◆ **SHORT EXERCISE**
Every line from the one holding "Give me the" through the one holding "ml-[6px] px-[2px] w-fit" should be returned exactly, both included; the pictures should not.

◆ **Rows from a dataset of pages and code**
⁂

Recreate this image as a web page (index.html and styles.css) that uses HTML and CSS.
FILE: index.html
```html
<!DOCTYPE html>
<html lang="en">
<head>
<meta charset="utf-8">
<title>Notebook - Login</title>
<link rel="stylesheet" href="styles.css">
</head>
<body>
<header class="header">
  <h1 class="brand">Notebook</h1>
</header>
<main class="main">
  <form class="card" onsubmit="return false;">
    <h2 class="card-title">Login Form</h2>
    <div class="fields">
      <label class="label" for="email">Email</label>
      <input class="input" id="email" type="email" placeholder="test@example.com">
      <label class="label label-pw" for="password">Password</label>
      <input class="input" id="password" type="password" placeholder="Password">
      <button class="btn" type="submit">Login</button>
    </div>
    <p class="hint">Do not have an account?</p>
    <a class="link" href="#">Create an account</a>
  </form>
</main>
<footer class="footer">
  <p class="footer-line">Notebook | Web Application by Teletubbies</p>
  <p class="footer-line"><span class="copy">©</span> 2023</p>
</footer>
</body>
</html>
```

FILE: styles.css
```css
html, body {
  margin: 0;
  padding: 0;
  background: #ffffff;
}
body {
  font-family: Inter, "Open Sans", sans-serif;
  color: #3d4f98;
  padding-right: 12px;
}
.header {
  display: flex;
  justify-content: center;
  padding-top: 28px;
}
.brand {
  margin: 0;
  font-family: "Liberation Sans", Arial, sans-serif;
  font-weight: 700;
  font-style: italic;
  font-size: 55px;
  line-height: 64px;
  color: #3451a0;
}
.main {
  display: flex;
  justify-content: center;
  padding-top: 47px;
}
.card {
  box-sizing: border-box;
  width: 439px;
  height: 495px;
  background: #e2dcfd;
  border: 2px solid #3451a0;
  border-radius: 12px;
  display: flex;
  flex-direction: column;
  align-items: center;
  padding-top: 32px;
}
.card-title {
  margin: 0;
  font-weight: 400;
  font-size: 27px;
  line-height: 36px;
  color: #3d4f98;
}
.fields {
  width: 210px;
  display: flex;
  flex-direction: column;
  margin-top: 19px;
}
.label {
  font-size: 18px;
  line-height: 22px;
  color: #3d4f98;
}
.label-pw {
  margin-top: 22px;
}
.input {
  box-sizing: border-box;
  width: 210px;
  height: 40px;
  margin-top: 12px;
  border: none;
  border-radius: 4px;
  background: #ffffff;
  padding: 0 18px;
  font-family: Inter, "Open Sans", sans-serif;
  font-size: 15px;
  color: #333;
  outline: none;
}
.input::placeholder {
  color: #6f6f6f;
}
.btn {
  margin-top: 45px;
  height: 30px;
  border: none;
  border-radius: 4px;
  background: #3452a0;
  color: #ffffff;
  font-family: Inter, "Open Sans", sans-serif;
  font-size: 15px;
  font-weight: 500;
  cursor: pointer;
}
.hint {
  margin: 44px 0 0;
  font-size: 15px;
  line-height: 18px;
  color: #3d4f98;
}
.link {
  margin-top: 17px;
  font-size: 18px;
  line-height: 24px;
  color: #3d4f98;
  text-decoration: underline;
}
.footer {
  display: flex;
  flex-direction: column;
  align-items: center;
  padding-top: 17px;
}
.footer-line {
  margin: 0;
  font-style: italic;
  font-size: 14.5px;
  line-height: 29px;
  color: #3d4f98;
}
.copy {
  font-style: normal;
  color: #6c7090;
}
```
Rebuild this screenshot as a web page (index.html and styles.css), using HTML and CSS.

⁂

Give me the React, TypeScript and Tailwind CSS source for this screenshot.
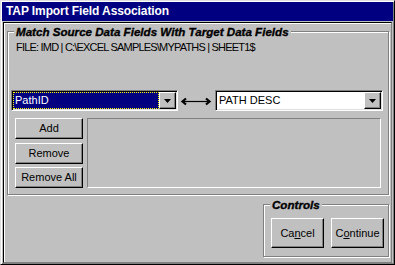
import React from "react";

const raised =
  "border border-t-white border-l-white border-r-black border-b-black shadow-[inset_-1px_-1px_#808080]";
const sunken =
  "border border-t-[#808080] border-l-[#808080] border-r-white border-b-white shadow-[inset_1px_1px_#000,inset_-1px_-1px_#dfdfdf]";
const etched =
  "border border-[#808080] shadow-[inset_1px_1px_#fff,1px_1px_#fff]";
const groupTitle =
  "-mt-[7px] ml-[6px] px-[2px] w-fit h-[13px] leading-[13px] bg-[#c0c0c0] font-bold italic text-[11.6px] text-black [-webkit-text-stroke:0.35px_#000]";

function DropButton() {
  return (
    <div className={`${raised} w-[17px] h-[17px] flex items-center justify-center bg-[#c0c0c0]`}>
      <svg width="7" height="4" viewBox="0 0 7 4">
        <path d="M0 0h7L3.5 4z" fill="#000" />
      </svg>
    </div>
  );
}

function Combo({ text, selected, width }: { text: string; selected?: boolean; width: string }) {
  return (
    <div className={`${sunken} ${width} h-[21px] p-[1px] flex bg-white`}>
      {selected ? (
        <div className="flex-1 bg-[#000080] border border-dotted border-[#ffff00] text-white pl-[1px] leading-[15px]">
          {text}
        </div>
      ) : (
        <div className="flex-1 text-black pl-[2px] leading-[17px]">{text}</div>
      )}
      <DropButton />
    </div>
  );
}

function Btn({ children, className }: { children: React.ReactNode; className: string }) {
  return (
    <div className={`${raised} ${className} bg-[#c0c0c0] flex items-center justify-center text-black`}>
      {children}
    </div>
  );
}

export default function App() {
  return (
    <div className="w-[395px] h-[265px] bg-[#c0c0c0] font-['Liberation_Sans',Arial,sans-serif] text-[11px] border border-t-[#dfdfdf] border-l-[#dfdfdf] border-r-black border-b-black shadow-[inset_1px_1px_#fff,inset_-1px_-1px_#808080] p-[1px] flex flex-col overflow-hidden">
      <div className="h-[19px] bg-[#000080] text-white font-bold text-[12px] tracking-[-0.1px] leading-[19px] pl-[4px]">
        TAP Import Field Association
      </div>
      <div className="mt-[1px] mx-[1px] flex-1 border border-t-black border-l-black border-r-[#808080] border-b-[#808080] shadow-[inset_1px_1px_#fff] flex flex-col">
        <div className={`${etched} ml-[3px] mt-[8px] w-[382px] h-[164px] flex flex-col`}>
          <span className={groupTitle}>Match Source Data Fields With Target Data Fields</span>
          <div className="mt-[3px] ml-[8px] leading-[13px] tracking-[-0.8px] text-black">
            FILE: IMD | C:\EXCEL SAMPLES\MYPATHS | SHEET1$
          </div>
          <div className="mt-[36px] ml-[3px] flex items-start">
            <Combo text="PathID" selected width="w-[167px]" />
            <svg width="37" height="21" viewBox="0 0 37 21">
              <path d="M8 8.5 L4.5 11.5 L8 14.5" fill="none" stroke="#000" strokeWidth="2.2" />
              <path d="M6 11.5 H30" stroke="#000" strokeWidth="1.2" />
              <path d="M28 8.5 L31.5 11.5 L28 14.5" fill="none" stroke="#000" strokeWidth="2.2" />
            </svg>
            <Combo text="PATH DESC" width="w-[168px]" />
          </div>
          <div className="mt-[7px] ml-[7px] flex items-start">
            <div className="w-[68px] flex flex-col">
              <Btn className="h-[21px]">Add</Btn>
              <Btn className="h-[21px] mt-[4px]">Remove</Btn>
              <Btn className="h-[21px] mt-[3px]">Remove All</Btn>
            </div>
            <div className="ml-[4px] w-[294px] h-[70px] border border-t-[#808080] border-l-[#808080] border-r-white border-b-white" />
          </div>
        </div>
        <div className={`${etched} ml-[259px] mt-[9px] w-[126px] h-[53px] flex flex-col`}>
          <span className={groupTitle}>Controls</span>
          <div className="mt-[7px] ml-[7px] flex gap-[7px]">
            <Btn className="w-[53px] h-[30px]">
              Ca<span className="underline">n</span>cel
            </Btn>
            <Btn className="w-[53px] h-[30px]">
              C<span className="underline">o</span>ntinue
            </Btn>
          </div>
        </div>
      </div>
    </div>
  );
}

⁂

◆ **RESULT OF THE EXERCISE**
Give me the React, TypeScript and Tailwind CSS source for this screenshot.
import React from "react";

const raised =
  "border border-t-white border-l-white border-r-black border-b-black shadow-[inset_-1px_-1px_#808080]";
const sunken =
  "border border-t-[#808080] border-l-[#808080] border-r-white border-b-white shadow-[inset_1px_1px_#000,inset_-1px_-1px_#dfdfdf]";
const etched =
  "border border-[#808080] shadow-[inset_1px_1px_#fff,1px_1px_#fff]";
const groupTitle =
  "-mt-[7px] ml-[6px] px-[2px] w-fit h-[13px] leading-[13px] bg-[#c0c0c0] font-bold italic text-[11.6px] text-black [-webkit-text-stroke:0.35px_#000]";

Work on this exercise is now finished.